I also interpreted threads like this one in the way you do:
> Should I really give that up so I can be more productive at my day job?
No, absolutely not unless that is a personal goal of yours! Maybe this isn't true for you or others, but I _do_ feel recharged in the morning. In a very general sense, there is somewhat of a clean slate mentally in the morning that my wife and I call the "good brain". Anxieties that I fell to sleep with are often resolved, pessimism might be reframed into cautious optimism, that tricky programming (or interpersonal!) problem has had some fog clear out of the way, etc...
This led me to realize that my sleep schedule _was already_ optimized for my employer's benefit. Get out of bed, and take that fresh "good brain" to work and drain it. The way out of this for me was to slowly transition into earlier mornings to get a few hours of orientation in the morning where I can use my fresh energy to do something valuable _for me_ instead of the company I am working for.
Nowadays I'm up at 4-5AM without an alarm clock which leaves me 2-4 hours to get ready and do the things I feel I need to do. The head-start feels really nice.
I'm both and I can't rely on my natural sleeping patterns to wake me up and get the kids to school/care.
That said, replacing a adrenaline-pumping/panic-inducing alarm clock with something that gradually increases sound or light sounds like best of both worlds. You can still rely on getting woken up when needed, and there's no need to shock yourself to it.
https://news.ycombinator.com/item?id=25246419
I don't think that is sustainable.
For a start I don't actually want to sleep that much. Nor do I think I could.
Humans live in all kinds of environments that are far removed from the East African Rift.
My sleep quality varies greatly, and the alarm has almost nothing to do with it. I always set it for 8 hours past my bedtime, and often wake up an hour or two before it rings (like this morning. I have been up since 4).
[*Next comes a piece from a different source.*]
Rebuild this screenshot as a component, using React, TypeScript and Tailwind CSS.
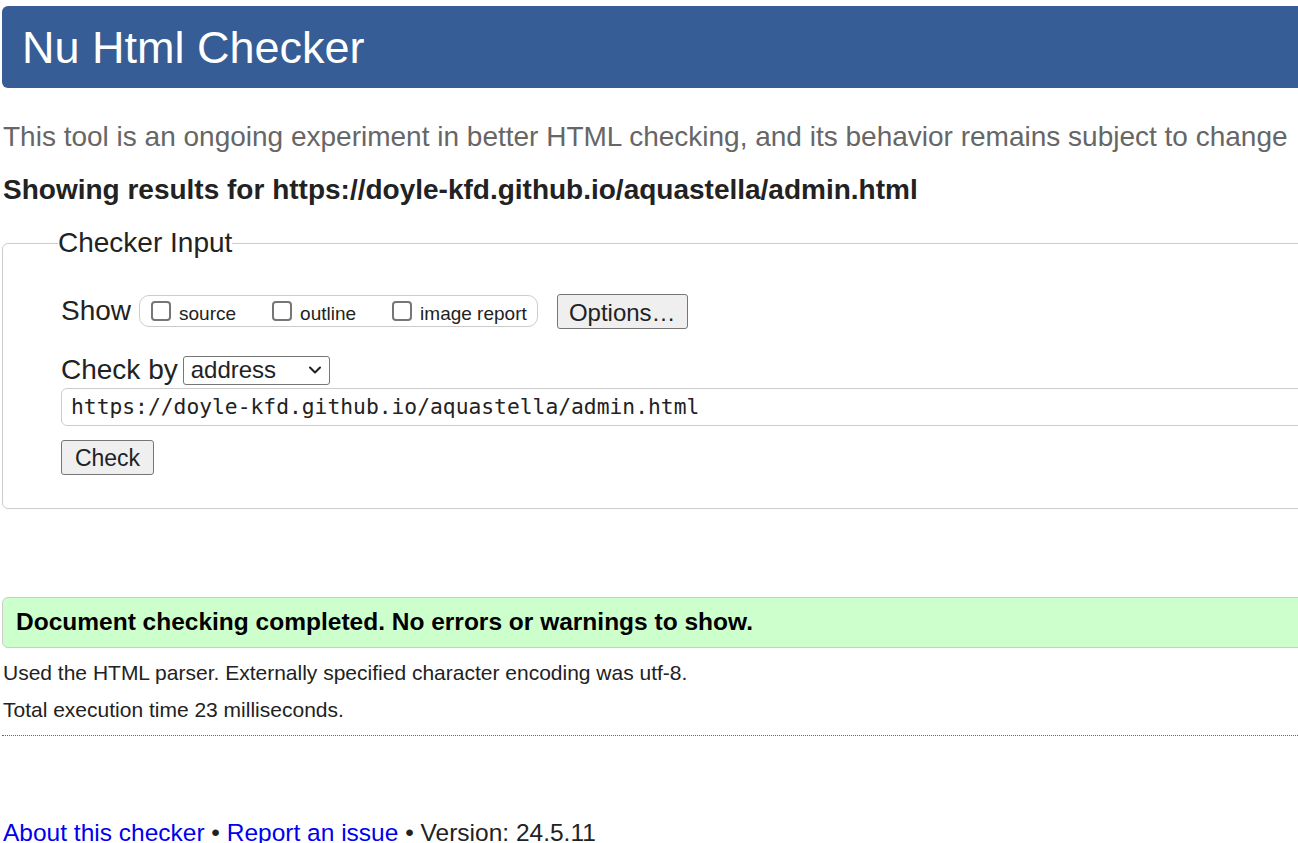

If I need to get up early, I hit the sack early.
It actually seems to have more to do with my mental activity. In the last couple of weeks, I’ve been engaged in a fairly Brobdingnagian server refactoring job. It’s been intense, and I have been waking up early, quite frequently. I suspect that I’ll improve, once I get back to working on the app.
Best decision.
A couple of years ago I inherited my Grandparents clockwork pendulum clock which ticks quite loudly and also chimes the hours and a single chime on the half hour.
I still have an alarm set on my phone just in case, but after a couple of months I found myself consistently aware that I've woken up naturally before my alarm has had a chance to go off. And as I'm not shocked awake by the alarm I'm feeling a lot better on a morning because of it.
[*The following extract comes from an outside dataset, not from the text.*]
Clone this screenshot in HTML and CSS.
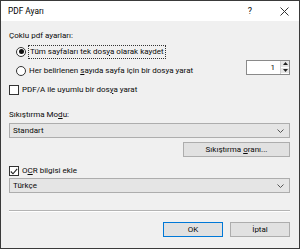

I can only assume that I'm subconsciously aware of the time passing and what time it is from the chiming, rather than a period of obliviousness and then a sudden shock. If I forget to wind it so it stops I tend to sleep in late and get woken by the alarm.
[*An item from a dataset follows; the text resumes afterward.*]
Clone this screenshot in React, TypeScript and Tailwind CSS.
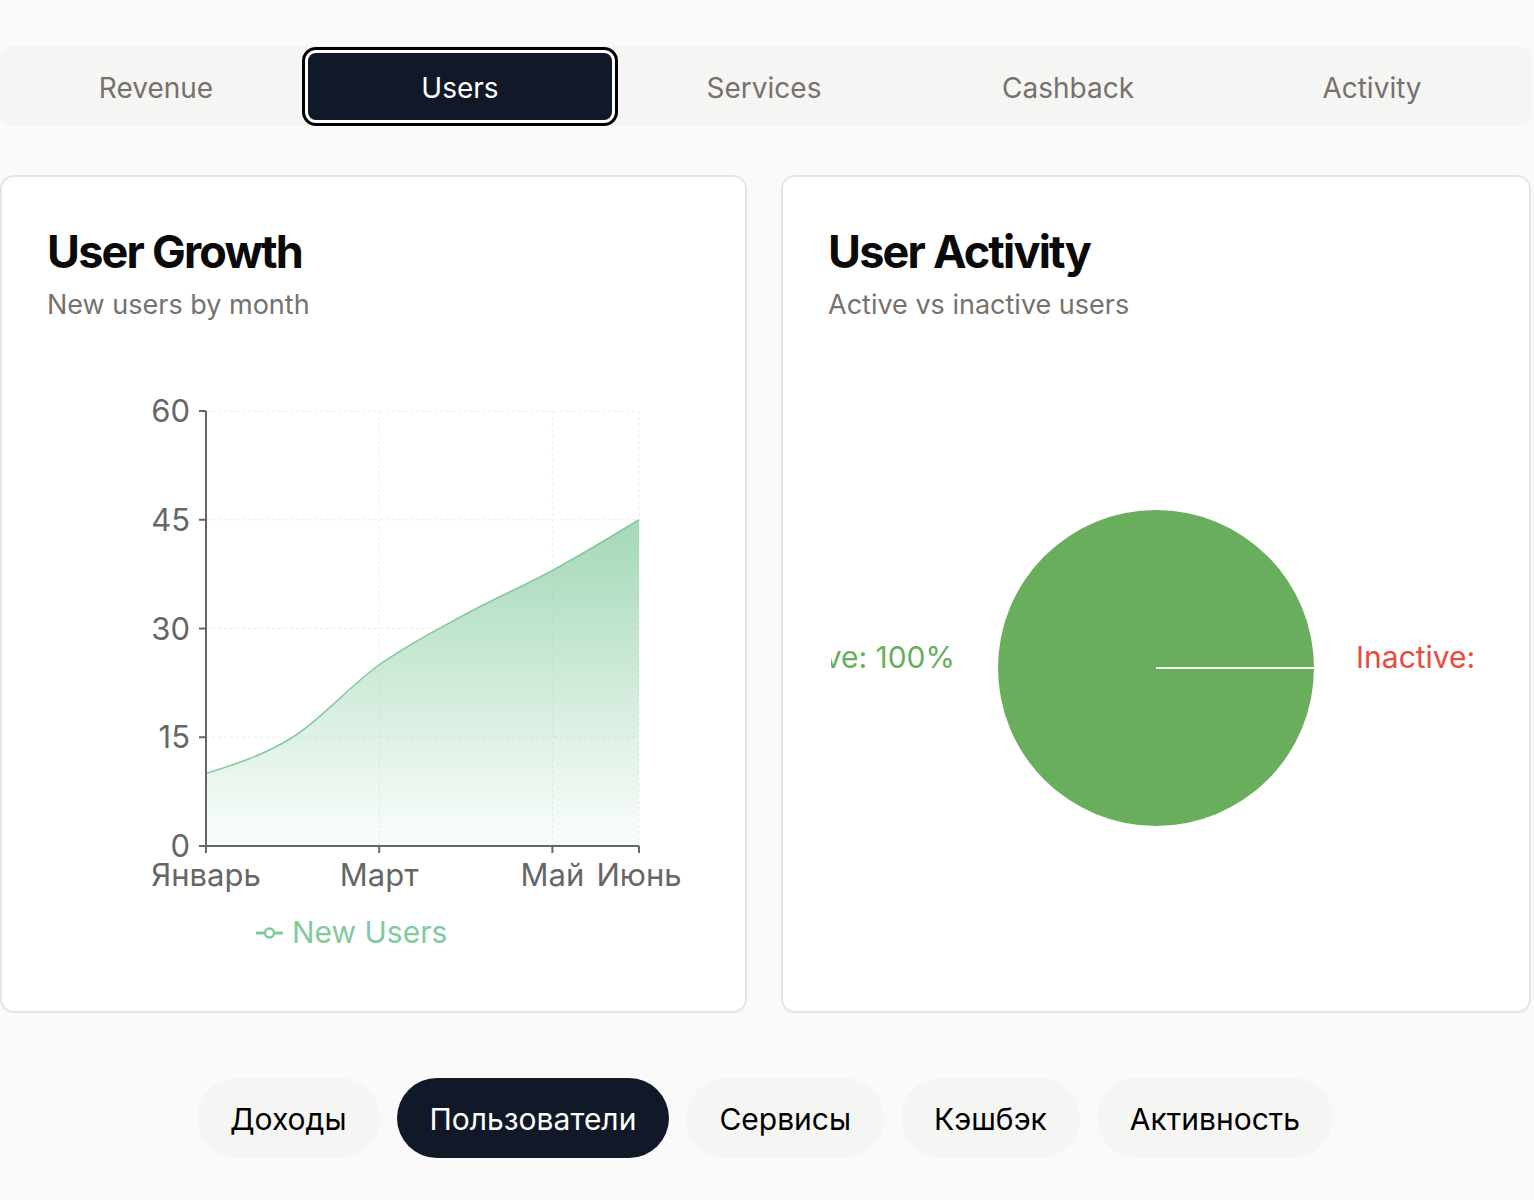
const tabs = ["Revenue", "Users", "Services", "Cashback", "Activity"];
const pills = ["Доходы", "Пользователи", "Сервисы", "Кэшбэк", "Активность"];

const months = ["Январь", "Февраль", "Март", "Апрель", "Май", "Июнь"];
const values = [10, 15, 25, 32, 38, 45];

const X0 = 205;
const X1 = 638;
const Y0 = 846;
const Y1 = 411;
const px = (i: number) => X0 + ((X1 - X0) / 5) * i;
const py = (v: number) => Y0 - ((Y0 - Y1) / 60) * v;

// d3 monotoneX, same as the chart lib uses
function monotonePath(pts: [number, number][]) {
  const n = pts.length;
  const sign = (v: number) => (v < 0 ? -1 : 1);
  const t: number[] = new Array(n).fill(0);
  for (let i = 1; i < n - 1; i++) {
    const [x0, y0] = pts[i - 1];
    const [x1, y1] = pts[i];
    const [x2, y2] = pts[i + 1];
    const h0 = x1 - x0;
    const h1 = x2 - x1;
    const s0 = (y1 - y0) / h0;
    const s1 = (y2 - y1) / h1;
    const p = (s0 * h1 + s1 * h0) / (h0 + h1);
    t[i] = (sign(s0) + sign(s1)) * Math.min(Math.abs(s0), Math.abs(s1), 0.5 * Math.abs(p)) || 0;
  }
  const h = pts[1][0] - pts[0][0];
  t[0] = (3 * (pts[1][1] - pts[0][1]) / h - t[1]) / 2;
  const hl = pts[n - 1][0] - pts[n - 2][0];
  t[n - 1] = (3 * (pts[n - 1][1] - pts[n - 2][1]) / hl - t[n - 2]) / 2;
  let d = `M${pts[0][0]},${pts[0][1]}`;
  for (let i = 1; i < n; i++) {
    const [x0, y0] = pts[i - 1];
    const [x1, y1] = pts[i];
    const dx = (x1 - x0) / 3;
    d += `C${x0 + dx},${y0 + dx * t[i - 1]},${x1 - dx},${y1 - dx * t[i]},${x1},${y1}`;
  }
  return d;
}

function GrowthChart() {
  const pts = values.map((v, i) => [px(i), py(v)] as [number, number]);
  const line = monotonePath(pts);
  const area = `${line}L${X1},${Y0}L${X0},${Y0}Z`;
  const yTicks = [0, 15, 30, 45, 60];
  const xShown = [0, 2, 4, 5];
  return (
    <svg width={656} height={600} viewBox="46 370 656 600" className="block">
      <defs>
        <linearGradient id="usersFill" x1="0" y1="0" x2="0" y2="1">
          <stop offset="5%" stopColor="#82ca9d" stopOpacity={0.7} />
          <stop offset="95%" stopColor="#82ca9d" stopOpacity={0.06} />
        </linearGradient>
      </defs>
      {yTicks.slice(1).map((v) => (
        <line key={v} x1={X0} x2={X1} y1={py(v)} y2={py(v)} stroke="#ececec" strokeDasharray="3 3" />
      ))}
      {xShown.map((i) => (
        <line key={i} x1={px(i)} x2={px(i)} y1={Y1} y2={Y0} stroke="#ececec" strokeDasharray="3 3" />
      ))}
      <path d={area} fill="url(#usersFill)" />
      <path d={line} fill="none" stroke="#82ca9d" strokeWidth={1.5} />
      <line x1={X0} x2={X0} y1={Y1} y2={Y0} stroke="#666" strokeWidth={2} />
      <line x1={X0} x2={X1} y1={Y0} y2={Y0} stroke="#666" strokeWidth={2} />
      {yTicks.map((v) => (
        <g key={v}>
          <line x1={X0 - 7} x2={X0} y1={py(v)} y2={py(v)} stroke="#666" strokeWidth={2} />
          <text x={X0 - 16} y={py(v) + 11} textAnchor="end" fill="#666" fontSize={31}>
            {v}
          </text>
        </g>
      ))}
      {xShown.map((i) => (
        <g key={i}>
          <line x1={px(i)} x2={px(i)} y1={Y0} y2={Y0 + 7} stroke="#666" strokeWidth={2} />
          <text x={px(i)} y={Y0 + 40} textAnchor="middle" fill="#666" fontSize={31}>
            {months[i]}
          </text>
        </g>
      ))}
      <line x1={255} x2={282} y1={933} y2={933} stroke="#82ca9d" strokeWidth={3} />
      <circle cx={268.5} cy={933} r={4.5} fill="#fff" stroke="#82ca9d" strokeWidth={2.5} />
      <text x={291} y={943} fill="#82ca9d" fontSize={30}>
        New Users
      </text>
    </svg>
  );
}

function ActivityPie() {
  const cx = 1156;
  const cy = 668;
  const r = 158;
  return (
    <svg width={656} height={600} viewBox="828 370 656 600" className="block">
      <defs>
        <clipPath id="pieClip">
          <rect x={831} y={370} width={650} height={600} />
        </clipPath>
      </defs>
      <g clipPath="url(#pieClip)">
        <circle cx={cx} cy={cy} r={r} fill="#68ae5c" />
        <line x1={cx} x2={cx + r} y1={cy} y2={cy} stroke="#fff" strokeWidth={2} />
        <text x={955} y={657} textAnchor="end" dominantBaseline="central" fill="#68ae5c" fontSize={30}>
          Active: 100%
        </text>
        <text x={1356} y={657} textAnchor="start" dominantBaseline="central" fill="#e74c3c" fontSize={30}>
          Inactive: 0%
        </text>
      </g>
    </svg>
  );
}

function Card({ title, subtitle, children }: { title: string; subtitle: string; children: React.ReactNode }) {
  return (
    <div className="h-[838px] rounded-[14px] border-2 border-[#e7e5e4] bg-white px-[45px] pt-[52px] overflow-hidden">
      <h2 className="text-[45px] font-bold leading-none tracking-[-0.04em] text-[#0a0a0a]">{title}</h2>
      <p className="mt-[17px] text-[27px] leading-none text-[#78716c]">{subtitle}</p>
      <div className="mt-[52px]">{children}</div>
    </div>
  );
}

export default function App() {
  return (
    <div className="min-h-screen w-[1534px] bg-[#fafafa] pt-[46px] font-['Inter',sans-serif]">
      <div className="w-[1532px]">
        <div className="grid h-[80px] grid-cols-5 items-center rounded-[12px] bg-[#f5f5f4] pl-[4px] pr-[8px]">
          {tabs.map((t) => (
            <button
              key={t}
              type="button"
              className={
                t === "Users"
                  ? "h-[67px] rounded-[8px] bg-[#111827] pt-[3px] text-[28px] text-white ring-[3px] ring-white outline-[3px] outline-black outline-offset-[3px] outline-solid"
                  : "h-[67px] rounded-[8px] pt-[3px] text-[28px] text-[#78716c]"
              }
            >
              {t}
            </button>
          ))}
        </div>

        <div className="mt-[49px] grid grid-cols-[747px_750px] gap-[34px]">
          <Card title="User Growth" subtitle="New users by month">
            <GrowthChart />
          </Card>
          <Card title="User Activity" subtitle="Active vs inactive users">
            <ActivityPie />
          </Card>
        </div>

        <div className="mt-[65px] flex justify-center gap-[17px] pr-[2px]">
          {pills.map((p) => (
            <button
              key={p}
              type="button"
              className={
                p === "Пользователи"
                  ? "h-[80px] rounded-full bg-[#111827] px-[33px] pt-[2px] text-[30px] text-white"
                  : "h-[80px] rounded-full bg-[#f5f5f4] px-[33px] pt-[2px] text-[30px] text-black"
              }
            >
              {p}
            </button>
          ))}
        </div>
      </div>
    </div>
  );
}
I do find it slightly surprising as I used to be one of those people where a ticking wristwatch wrapped in a sock in the bottom of a draw on the other side of the house would keep me awake when I was younger. Having the wall clock audibly ticking across the house has actually become quite calming and soporific.
The premise is simple but effective -- it senses whether you're in deep or shallow sleep, and rings the alarm within a 30 minute window before your set wake-up time.
First few times I used it, it blew my mind. Effectively, it nudges you awake when you're almost awake anyway. It's so gentle. I'll never go back to a hard-set alarm clock.
Some things can only be done when there is sunlight or when businesses are open.